Task requirements
Copy out all of the data below with no alterations.

[Begin Material provided]

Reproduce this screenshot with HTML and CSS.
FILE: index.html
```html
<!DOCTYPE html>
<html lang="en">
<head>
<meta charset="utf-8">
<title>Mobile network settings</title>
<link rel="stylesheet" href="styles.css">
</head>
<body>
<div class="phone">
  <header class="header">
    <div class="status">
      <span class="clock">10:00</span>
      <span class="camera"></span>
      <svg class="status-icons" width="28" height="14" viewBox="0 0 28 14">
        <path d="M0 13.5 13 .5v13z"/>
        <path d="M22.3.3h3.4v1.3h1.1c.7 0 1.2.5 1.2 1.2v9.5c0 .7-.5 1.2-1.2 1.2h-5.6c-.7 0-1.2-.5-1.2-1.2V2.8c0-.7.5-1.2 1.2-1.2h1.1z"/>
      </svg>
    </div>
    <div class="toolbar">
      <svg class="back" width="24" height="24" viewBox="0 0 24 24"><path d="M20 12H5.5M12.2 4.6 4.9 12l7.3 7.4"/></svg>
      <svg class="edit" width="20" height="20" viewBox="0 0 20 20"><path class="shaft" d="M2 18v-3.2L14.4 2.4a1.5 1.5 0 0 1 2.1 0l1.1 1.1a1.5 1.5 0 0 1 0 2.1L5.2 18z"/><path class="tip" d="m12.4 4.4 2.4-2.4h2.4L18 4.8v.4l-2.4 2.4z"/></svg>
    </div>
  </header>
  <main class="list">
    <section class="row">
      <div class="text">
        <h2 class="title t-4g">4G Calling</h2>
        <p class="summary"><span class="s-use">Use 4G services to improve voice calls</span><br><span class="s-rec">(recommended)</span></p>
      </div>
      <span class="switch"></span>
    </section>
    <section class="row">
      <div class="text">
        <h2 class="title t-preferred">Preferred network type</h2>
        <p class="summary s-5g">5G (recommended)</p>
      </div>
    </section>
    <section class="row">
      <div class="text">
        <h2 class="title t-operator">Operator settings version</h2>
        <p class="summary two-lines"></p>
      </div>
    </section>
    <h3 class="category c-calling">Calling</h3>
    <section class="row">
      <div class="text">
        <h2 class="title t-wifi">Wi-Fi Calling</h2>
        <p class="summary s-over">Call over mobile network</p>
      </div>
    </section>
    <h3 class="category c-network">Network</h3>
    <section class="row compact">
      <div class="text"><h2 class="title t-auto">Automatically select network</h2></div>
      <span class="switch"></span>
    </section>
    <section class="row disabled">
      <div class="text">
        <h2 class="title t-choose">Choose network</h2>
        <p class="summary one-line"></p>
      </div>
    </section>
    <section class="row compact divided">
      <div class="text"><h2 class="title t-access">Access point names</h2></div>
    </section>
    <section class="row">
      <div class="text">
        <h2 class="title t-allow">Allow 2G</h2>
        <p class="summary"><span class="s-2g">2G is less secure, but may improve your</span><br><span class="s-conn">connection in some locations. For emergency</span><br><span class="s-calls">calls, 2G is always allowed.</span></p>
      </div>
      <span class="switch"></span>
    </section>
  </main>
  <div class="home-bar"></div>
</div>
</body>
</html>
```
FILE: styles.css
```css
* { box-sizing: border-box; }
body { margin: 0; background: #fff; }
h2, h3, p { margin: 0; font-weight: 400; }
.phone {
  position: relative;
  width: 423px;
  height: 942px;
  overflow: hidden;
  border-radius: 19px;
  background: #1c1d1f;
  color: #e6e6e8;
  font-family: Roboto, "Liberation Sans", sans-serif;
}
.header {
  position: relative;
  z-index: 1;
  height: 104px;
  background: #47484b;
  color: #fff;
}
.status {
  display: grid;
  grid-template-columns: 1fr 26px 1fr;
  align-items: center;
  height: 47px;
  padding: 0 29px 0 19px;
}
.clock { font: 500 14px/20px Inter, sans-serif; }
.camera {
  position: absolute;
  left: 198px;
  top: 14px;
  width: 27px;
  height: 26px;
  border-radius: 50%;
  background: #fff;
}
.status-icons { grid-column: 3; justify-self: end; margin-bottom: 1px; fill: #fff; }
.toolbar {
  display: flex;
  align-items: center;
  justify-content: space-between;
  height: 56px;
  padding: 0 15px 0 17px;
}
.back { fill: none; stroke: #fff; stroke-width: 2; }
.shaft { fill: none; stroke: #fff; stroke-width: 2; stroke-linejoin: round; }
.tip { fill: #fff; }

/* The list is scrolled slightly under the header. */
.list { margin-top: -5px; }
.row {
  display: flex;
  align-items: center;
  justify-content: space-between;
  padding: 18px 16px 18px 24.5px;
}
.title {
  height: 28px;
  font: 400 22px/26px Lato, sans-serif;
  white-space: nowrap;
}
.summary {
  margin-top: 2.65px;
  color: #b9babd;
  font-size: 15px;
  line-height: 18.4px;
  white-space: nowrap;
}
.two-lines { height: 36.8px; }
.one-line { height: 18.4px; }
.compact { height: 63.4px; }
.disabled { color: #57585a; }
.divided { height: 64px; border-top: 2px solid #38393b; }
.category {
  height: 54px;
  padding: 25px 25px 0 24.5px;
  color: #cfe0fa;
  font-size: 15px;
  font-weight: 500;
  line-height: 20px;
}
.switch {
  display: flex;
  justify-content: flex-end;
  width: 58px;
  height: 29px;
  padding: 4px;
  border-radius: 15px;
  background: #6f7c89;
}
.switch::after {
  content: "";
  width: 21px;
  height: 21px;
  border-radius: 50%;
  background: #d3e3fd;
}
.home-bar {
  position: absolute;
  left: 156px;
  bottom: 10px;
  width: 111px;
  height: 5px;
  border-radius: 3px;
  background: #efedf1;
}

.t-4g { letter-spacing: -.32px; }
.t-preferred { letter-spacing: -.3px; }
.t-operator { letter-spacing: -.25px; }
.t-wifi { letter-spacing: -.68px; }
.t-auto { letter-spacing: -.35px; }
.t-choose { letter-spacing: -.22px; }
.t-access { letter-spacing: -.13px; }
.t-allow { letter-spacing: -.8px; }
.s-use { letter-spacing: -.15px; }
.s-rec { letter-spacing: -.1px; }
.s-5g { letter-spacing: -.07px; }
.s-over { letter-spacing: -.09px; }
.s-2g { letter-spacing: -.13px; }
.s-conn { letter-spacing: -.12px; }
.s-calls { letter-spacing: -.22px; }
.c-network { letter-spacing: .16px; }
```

[End Material provided]

Answer to the problem
Reproduce this screenshot with HTML and CSS.
FILE: index.html
```html
<!DOCTYPE html>
<html lang="en">
<head>
<meta charset="utf-8">
<title>Mobile network settings</title>
<link rel="stylesheet" href="styles.css">
</head>
<body>
<div class="phone">
  <header class="header">
    <div class="status">
      <span class="clock">10:00</span>
      <span class="camera"></span>
      <svg class="status-icons" width="28" height="14" viewBox="0 0 28 14">
        <path d="M0 13.5 13 .5v13z"/>
        <path d="M22.3.3h3.4v1.3h1.1c.7 0 1.2.5 1.2 1.2v9.5c0 .7-.5 1.2-1.2 1.2h-5.6c-.7 0-1.2-.5-1.2-1.2V2.8c0-.7.5-1.2 1.2-1.2h1.1z"/>
      </svg>
    </div>
    <div class="toolbar">
      <svg class="back" width="24" height="24" viewBox="0 0 24 24"><path d="M20 12H5.5M12.2 4.6 4.9 12l7.3 7.4"/></svg>
      <svg class="edit" width="20" height="20" viewBox="0 0 20 20"><path class="shaft" d="M2 18v-3.2L14.4 2.4a1.5 1.5 0 0 1 2.1 0l1.1 1.1a1.5 1.5 0 0 1 0 2.1L5.2 18z"/><path class="tip" d="m12.4 4.4 2.4-2.4h2.4L18 4.8v.4l-2.4 2.4z"/></svg>
    </div>
  </header>
  <main class="list">
    <section class="row">
      <div class="text">
        <h2 class="title t-4g">4G Calling</h2>
        <p class="summary"><span class="s-use">Use 4G services to improve voice calls</span><br><span class="s-rec">(recommended)</span></p>
      </div>
      <span class="switch"></span>
    </section>
    <section class="row">
      <div class="text">
        <h2 class="title t-preferred">Preferred network type</h2>
        <p class="summary s-5g">5G (recommended)</p>
      </div>
    </section>
    <section class="row">
      <div class="text">
        <h2 class="title t-operator">Operator settings version</h2>
        <p class="summary two-lines"></p>
      </div>
    </section>
    <h3 class="category c-calling">Calling</h3>
    <section class="row">
      <div class="text">
        <h2 class="title t-wifi">Wi-Fi Calling</h2>
        <p class="summary s-over">Call over mobile network</p>
      </div>
    </section>
    <h3 class="category c-network">Network</h3>
    <section class="row compact">
      <div class="text"><h2 class="title t-auto">Automatically select network</h2></div>
      <span class="switch"></span>
    </section>
    <section class="row disabled">
      <div class="text">
        <h2 class="title t-choose">Choose network</h2>
        <p class="summary one-line"></p>
      </div>
    </section>
    <section class="row compact divided">
      <div class="text"><h2 class="title t-access">Access point names</h2></div>
    </section>
    <section class="row">
      <div class="text">
        <h2 class="title t-allow">Allow 2G</h2>
        <p class="summary"><span class="s-2g">2G is less secure, but may improve your</span><br><span class="s-conn">connection in some locations. For emergency</span><br><span class="s-calls">calls, 2G is always allowed.</span></p>
      </div>
      <span class="switch"></span>
    </section>
  </main>
  <div class="home-bar"></div>
</div>
</body>
</html>
```
FILE: styles.css
```css
* { box-sizing: border-box; }
body { margin: 0; background: #fff; }
h2, h3, p { margin: 0; font-weight: 400; }
.phone {
  position: relative;
  width: 423px;
  height: 942px;
  overflow: hidden;
  border-radius: 19px;
  background: #1c1d1f;
  color: #e6e6e8;
  font-family: Roboto, "Liberation Sans", sans-serif;
}
.header {
  position: relative;
  z-index: 1;
  height: 104px;
  background: #47484b;
  color: #fff;
}
.status {
  display: grid;
  grid-template-columns: 1fr 26px 1fr;
  align-items: center;
  height: 47px;
  padding: 0 29px 0 19px;
}
.clock { font: 500 14px/20px Inter, sans-serif; }
.camera {
  position: absolute;
  left: 198px;
  top: 14px;
  width: 27px;
  height: 26px;
  border-radius: 50%;
  background: #fff;
}
.status-icons { grid-column: 3; justify-self: end; margin-bottom: 1px; fill: #fff; }
.toolbar {
  display: flex;
  align-items: center;
  justify-content: space-between;
  height: 56px;
  padding: 0 15px 0 17px;
}
.back { fill: none; stroke: #fff; stroke-width: 2; }
.shaft { fill: none; stroke: #fff; stroke-width: 2; stroke-linejoin: round; }
.tip { fill: #fff; }

/* The list is scrolled slightly under the header. */
.list { margin-top: -5px; }
.row {
  display: flex;
  align-items: center;
  justify-content: space-between;
  padding: 18px 16px 18px 24.5px;
}
.title {
  height: 28px;
  font: 400 22px/26px Lato, sans-serif;
  white-space: nowrap;
}
.summary {
  margin-top: 2.65px;
  color: #b9babd;
  font-size: 15px;
  line-height: 18.4px;
  white-space: nowrap;
}
.two-lines { height: 36.8px; }
.one-line { height: 18.4px; }
.compact { height: 63.4px; }
.disabled { color: #57585a; }
.divided { height: 64px; border-top: 2px solid #38393b; }
.category {
  height: 54px;
  padding: 25px 25px 0 24.5px;
  color: #cfe0fa;
  font-size: 15px;
  font-weight: 500;
  line-height: 20px;
}
.switch {
  display: flex;
  justify-content: flex-end;
  width: 58px;
  height: 29px;
  padding: 4px;
  border-radius: 15px;
  background: #6f7c89;
}
.switch::after {
  content: "";
  width: 21px;
  height: 21px;
  border-radius: 50%;
  background: #d3e3fd;
}
.home-bar {
  position: absolute;
  left: 156px;
  bottom: 10px;
  width: 111px;
  height: 5px;
  border-radius: 3px;
  background: #efedf1;
}

.t-4g { letter-spacing: -.32px; }
.t-preferred { letter-spacing: -.3px; }
.t-operator { letter-spacing: -.25px; }
.t-wifi { letter-spacing: -.68px; }
.t-auto { letter-spacing: -.35px; }
.t-choose { letter-spacing: -.22px; }
.t-access { letter-spacing: -.13px; }
.t-allow { letter-spacing: -.8px; }
.s-use { letter-spacing: -.15px; }
.s-rec { letter-spacing: -.1px; }
.s-5g { letter-spacing: -.07px; }
.s-over { letter-spacing: -.09px; }
.s-2g { letter-spacing: -.13px; }
.s-conn { letter-spacing: -.12px; }
.s-calls { letter-spacing: -.22px; }
.c-network { letter-spacing: .16px; }
```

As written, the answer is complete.